An Electronic Money Institution licence allows a company to issue electronic money and provide certain payment services under a regulated framework. In practical terms, this can be relevant for businesses building products such as:
digital wallets;
stored-value accounts;
prepaid card programmes;
payment platforms;
remittance solutions;
multi-currency accounts;
marketplace payment flows;
embedded finance products;
crypto-fiat payment infrastructure;
banking-as-a-service models.
Not every fintech product needs an EMI licence. Some business models may require a Payment Institution licence, a smaller registration category, a partnership with an existing licensed provider, or no financial licence at the early stage. The key is to understand the regulatory perimeter before the product is fully built.
Why licensing should be considered early
Many fintech teams make the mistake of treating licensing as something that comes after the product is ready.
This can be risky.
A product architecture that works technically may not work legally. For example, the way funds are received, stored, transferred, safeguarded, or represented in user balances can affect the regulatory classification of the business.
If the licensing model is considered too late, the company may need to redesign:
payment flows;
wallet logic;
user onboarding;
fund safeguarding;
transaction monitoring;
compliance procedures;
contractual relationships;
data and reporting systems.
For this reason, licensing should be part of product architecture from the beginning.
The technical side of EMI readiness
Although licensing is often seen as a legal topic, it has a strong technical component.
A company applying for an EMI licence must be able to explain how its systems work. This may include:
user account structure;
payment processing logic;
transaction records;
access controls;
IT security measures;
data protection processes;
monitoring systems;
outsourcing arrangements;
incident response procedures;
business continuity planning.
For developers, this means that product decisions should be documented. Regulators, auditors, banks, and partners may need to understand how transactions are processed, how user balances are updated, how risks are controlled, and how the system prevents misuse.
Good technical documentation can support both compliance and operational resilience.
AML and customer onboarding
Electronic money and payment businesses are exposed to financial crime risks. Because of that, AML and customer onboarding are central parts of the licensing process.
A fintech company needs clear procedures for:
customer due diligence;
identity verification;
risk scoring;
sanctions and PEP screening;
transaction monitoring;
suspicious activity escalation;
record keeping;
ongoing customer review.
These procedures should not exist only as PDF policies. They need to be connected to the actual product flow.
For example, onboarding screens, verification providers, risk rules, transaction limits, monitoring alerts, and internal review processes should all align with the written compliance framework.
This is where legal, compliance, product, and engineering teams need to work together.
Governance and operational structure
An EMI licence is not granted only because a company has a good product idea.
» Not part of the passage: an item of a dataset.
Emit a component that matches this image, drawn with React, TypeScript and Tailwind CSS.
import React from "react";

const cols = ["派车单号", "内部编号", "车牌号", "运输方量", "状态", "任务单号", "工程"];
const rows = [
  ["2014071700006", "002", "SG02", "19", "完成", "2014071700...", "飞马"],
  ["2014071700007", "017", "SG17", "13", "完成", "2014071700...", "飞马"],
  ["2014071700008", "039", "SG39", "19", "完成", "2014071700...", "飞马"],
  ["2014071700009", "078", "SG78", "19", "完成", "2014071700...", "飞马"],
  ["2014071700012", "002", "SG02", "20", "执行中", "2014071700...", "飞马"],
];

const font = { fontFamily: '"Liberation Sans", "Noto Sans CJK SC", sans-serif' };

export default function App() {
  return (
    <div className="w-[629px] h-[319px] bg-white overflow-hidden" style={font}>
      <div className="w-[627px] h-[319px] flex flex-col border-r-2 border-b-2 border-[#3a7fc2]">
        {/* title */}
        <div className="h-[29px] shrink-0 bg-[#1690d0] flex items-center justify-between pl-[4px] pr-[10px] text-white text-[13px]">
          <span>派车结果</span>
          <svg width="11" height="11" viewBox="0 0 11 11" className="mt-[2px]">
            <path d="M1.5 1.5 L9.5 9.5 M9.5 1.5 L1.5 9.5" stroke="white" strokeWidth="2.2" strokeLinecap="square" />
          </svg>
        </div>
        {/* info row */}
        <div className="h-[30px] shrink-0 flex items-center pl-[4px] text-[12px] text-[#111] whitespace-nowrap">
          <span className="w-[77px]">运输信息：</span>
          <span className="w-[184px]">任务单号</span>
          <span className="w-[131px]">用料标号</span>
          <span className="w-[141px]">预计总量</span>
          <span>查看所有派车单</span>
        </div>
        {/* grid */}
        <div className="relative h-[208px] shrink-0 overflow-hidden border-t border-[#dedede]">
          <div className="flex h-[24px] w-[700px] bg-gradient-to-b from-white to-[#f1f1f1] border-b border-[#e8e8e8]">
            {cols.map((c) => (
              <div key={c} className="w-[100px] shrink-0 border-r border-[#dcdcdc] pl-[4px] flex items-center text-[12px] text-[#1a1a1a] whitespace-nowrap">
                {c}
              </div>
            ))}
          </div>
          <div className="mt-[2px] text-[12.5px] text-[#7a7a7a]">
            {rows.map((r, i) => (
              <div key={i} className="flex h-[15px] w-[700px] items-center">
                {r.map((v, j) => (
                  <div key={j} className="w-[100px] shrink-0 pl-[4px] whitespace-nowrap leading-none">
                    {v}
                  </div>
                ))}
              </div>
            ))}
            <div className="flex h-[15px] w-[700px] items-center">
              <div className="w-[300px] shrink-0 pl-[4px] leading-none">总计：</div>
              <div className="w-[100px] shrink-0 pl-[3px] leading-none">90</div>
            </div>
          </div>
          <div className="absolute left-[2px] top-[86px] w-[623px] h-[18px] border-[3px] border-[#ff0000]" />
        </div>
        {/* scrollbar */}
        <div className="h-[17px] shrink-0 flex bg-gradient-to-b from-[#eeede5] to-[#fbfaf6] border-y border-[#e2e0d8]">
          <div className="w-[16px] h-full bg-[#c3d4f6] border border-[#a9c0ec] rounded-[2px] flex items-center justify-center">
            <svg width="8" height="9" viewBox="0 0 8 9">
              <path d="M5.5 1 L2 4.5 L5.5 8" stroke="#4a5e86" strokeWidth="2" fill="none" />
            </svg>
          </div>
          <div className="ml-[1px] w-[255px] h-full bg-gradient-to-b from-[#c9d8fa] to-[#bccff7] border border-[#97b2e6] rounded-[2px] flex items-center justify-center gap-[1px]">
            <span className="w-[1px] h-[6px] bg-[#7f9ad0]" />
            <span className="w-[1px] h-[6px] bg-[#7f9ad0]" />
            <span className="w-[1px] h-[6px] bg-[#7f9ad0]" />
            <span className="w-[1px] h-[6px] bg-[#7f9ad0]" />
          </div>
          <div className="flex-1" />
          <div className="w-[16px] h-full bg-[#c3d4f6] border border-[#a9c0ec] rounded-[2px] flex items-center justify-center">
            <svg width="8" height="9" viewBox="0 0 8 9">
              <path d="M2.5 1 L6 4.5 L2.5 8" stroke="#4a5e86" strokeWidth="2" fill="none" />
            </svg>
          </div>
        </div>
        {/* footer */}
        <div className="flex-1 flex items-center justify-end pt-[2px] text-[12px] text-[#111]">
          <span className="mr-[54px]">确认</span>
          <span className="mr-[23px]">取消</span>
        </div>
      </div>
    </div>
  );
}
The business must show that it can operate safely and responsibly.
This includes governance, management experience, internal controls, risk management, financial planning, and operational readiness.
A regulator will typically want to understand:
who owns the company;
who manages it;
how decisions are made;
how risks are identified and controlled;
how client funds are safeguarded;
what services will be provided;
how the company will make money;
which third-party providers will be used;
how the company will remain compliant after authorisation.
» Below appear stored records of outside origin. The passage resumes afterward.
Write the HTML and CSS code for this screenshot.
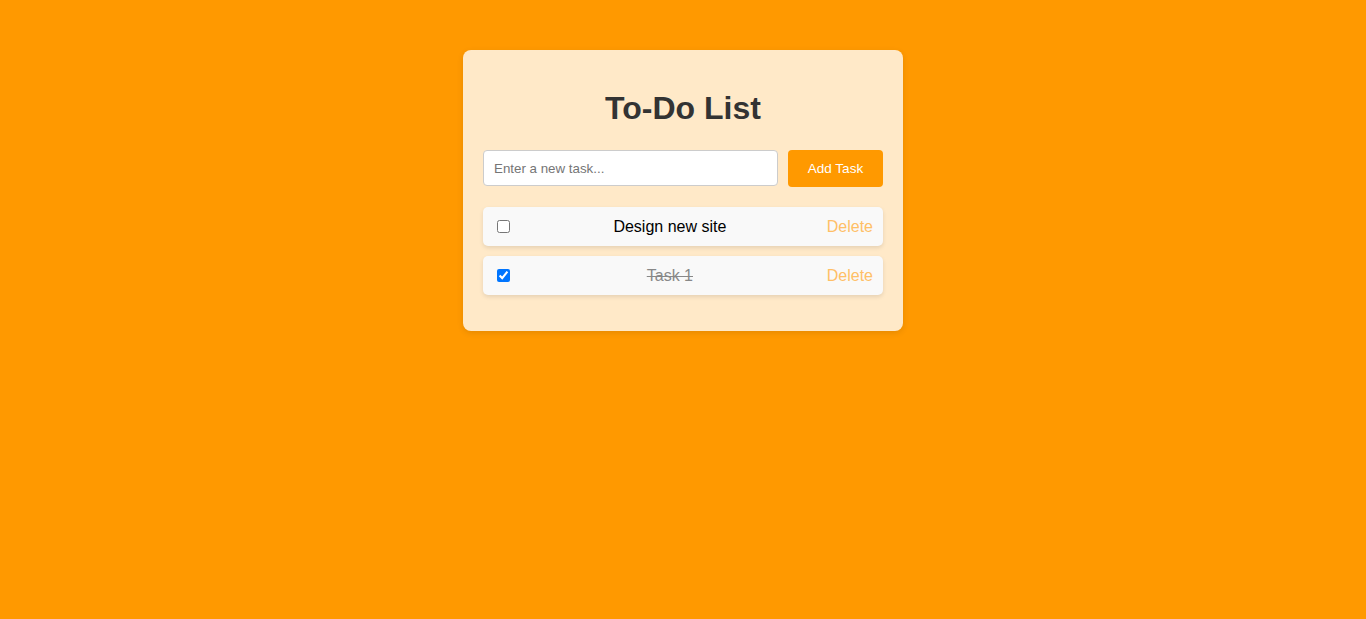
FILE: index.html
```html
<!DOCTYPE html>
<html lang="en">
<head>
<meta charset="UTF-8">
<title>To-Do List</title>
<link rel="stylesheet" href="styles.css">
</head>
<body>
  <div class="container">
    <h1 class="title">To-Do List</h1>
    <div class="input-row">
      <input class="task-input" type="text" placeholder="Enter a new task...">
      <button class="add-btn">Add Task</button>
    </div>
    <ul class="task-list">
      <li class="task">
        <input type="checkbox" class="task-check">
        <span class="task-text">Design new site</span>
        <button class="delete-btn">Delete</button>
      </li>
      <li class="task done">
        <input type="checkbox" class="task-check" checked>
        <span class="task-text">Task 1</span>
        <button class="delete-btn">Delete</button>
      </li>
    </ul>
  </div>
</body>
</html>
```
FILE: styles.css
```css
html, body {
  margin: 0;
  padding: 0;
}
body {
  background: #ff9900;
  font-family: Arial, "Liberation Sans", sans-serif;
  min-height: 100vh;
  display: flex;
  justify-content: center;
  align-items: flex-start;
}
.container {
  width: 400px;
  margin-top: 50px;
  padding: 20px;
  background: #ffe9c8;
  border-radius: 8px;
  box-shadow: 0 2px 6px rgba(0, 0, 0, 0.1);
}
.title {
  text-align: center;
  color: #333;
  font-size: 32px;
  margin: 20px 0 23px;
}
.input-row {
  display: flex;
  gap: 10px;
  margin-bottom: 20px;
}
.task-input {
  flex: 1;
  height: 36px;
  box-sizing: border-box;
  padding: 8px 10px;
  border: 1px solid #ccc;
  border-radius: 4px;
  font-family: Arial, "Liberation Sans", sans-serif;
  font-size: 13.333px;
  background: #fff;
}
.task-input::placeholder {
  color: #757575;
}
.add-btn {
  width: 95px;
  height: 37px;
  border: none;
  border-radius: 4px;
  background: #ff9900;
  color: #fff;
  font-family: Arial, "Liberation Sans", sans-serif;
  font-size: 13.5px;
  font-weight: normal;
  padding: 0;
}
.task-list {
  list-style: none;
  margin: 0;
  padding: 0 0 6px;
}
.task {
  display: flex;
  align-items: center;
  background: #f9f9f9;
  padding: 10px;
  line-height: 19px;
  margin-bottom: 10px;
  border-radius: 5px;
  box-shadow: 0 2px 4px rgba(0, 0, 0, 0.1);
}
.task-check {
  margin: 3px 3px 3px 4px;
}
.task-text {
  flex: 1;
  text-align: center;
  font-size: 16px;
  color: #000;
}
.done .task-text {
  text-decoration: line-through;
  color: #888;
}
.delete-btn {
  background: none;
  border: none;
  padding: 0;
  font-family: Arial, "Liberation Sans", sans-serif;
  font-size: 16px;
  line-height: 19px;
  color: #ffbf66;
}
```
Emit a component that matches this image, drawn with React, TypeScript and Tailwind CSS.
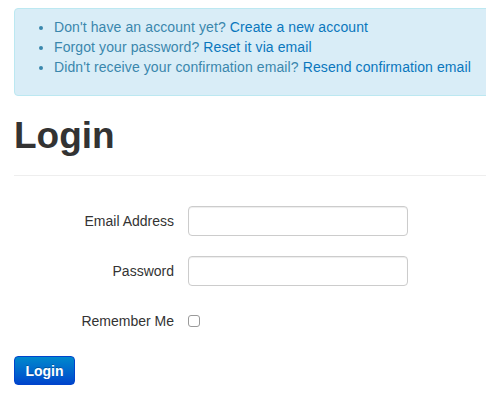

For startup founders, this means the licensing process is also a business maturity test. The company must be more than a prototype. It needs a credible operating model.
Why the Czech Republic may be relevant
The Czech Republic can be considered by fintech companies looking for an EU jurisdiction for financial and payment licensing. It offers access to the European market, a recognized supervisory framework, and a business environment that may be practical for international teams.
However, jurisdiction choice should not be based only on cost or speed. Founders should consider the business model, target markets, management structure, regulatory expectations, capital requirements, local presence, banking strategy, and long-term operational plans.
A licence is not just permission to launch. It becomes part of the company’s future compliance obligations.
Common mistakes fintech founders make
Several mistakes appear frequently in fintech licensing projects.
The first is building the product before understanding the regulatory model. This can lead to expensive redesigns.
The second is underestimating AML and compliance. A fintech company cannot simply copy generic policies. The procedures must match the real product, customers, transaction flows, and risk profile.
The third is ignoring banking readiness. Even with a licence or licence application, financial companies need to explain their business clearly to banks and partners.
The fourth is treating licensing as a one-time project. In reality, authorisation is only the beginning. After approval, the company must maintain compliance, reporting, controls, audits, governance, and operational discipline.
Final thoughts
For fintech startups, EMI licensing should be understood as part of the product and business architecture. It affects how the platform handles money, verifies users, stores data, manages risks, works with banks, and scales across markets.
Developers and founders who understand this early can build stronger products, avoid regulatory surprises, and create systems that are easier to explain to regulators, banks, investors, and partners.
An EMI licence can open the door to serious fintech activity, but it also requires serious preparation. The best time to think about licensing is not after launch. It is during the design of the business model, product flow, and operational infrastructure.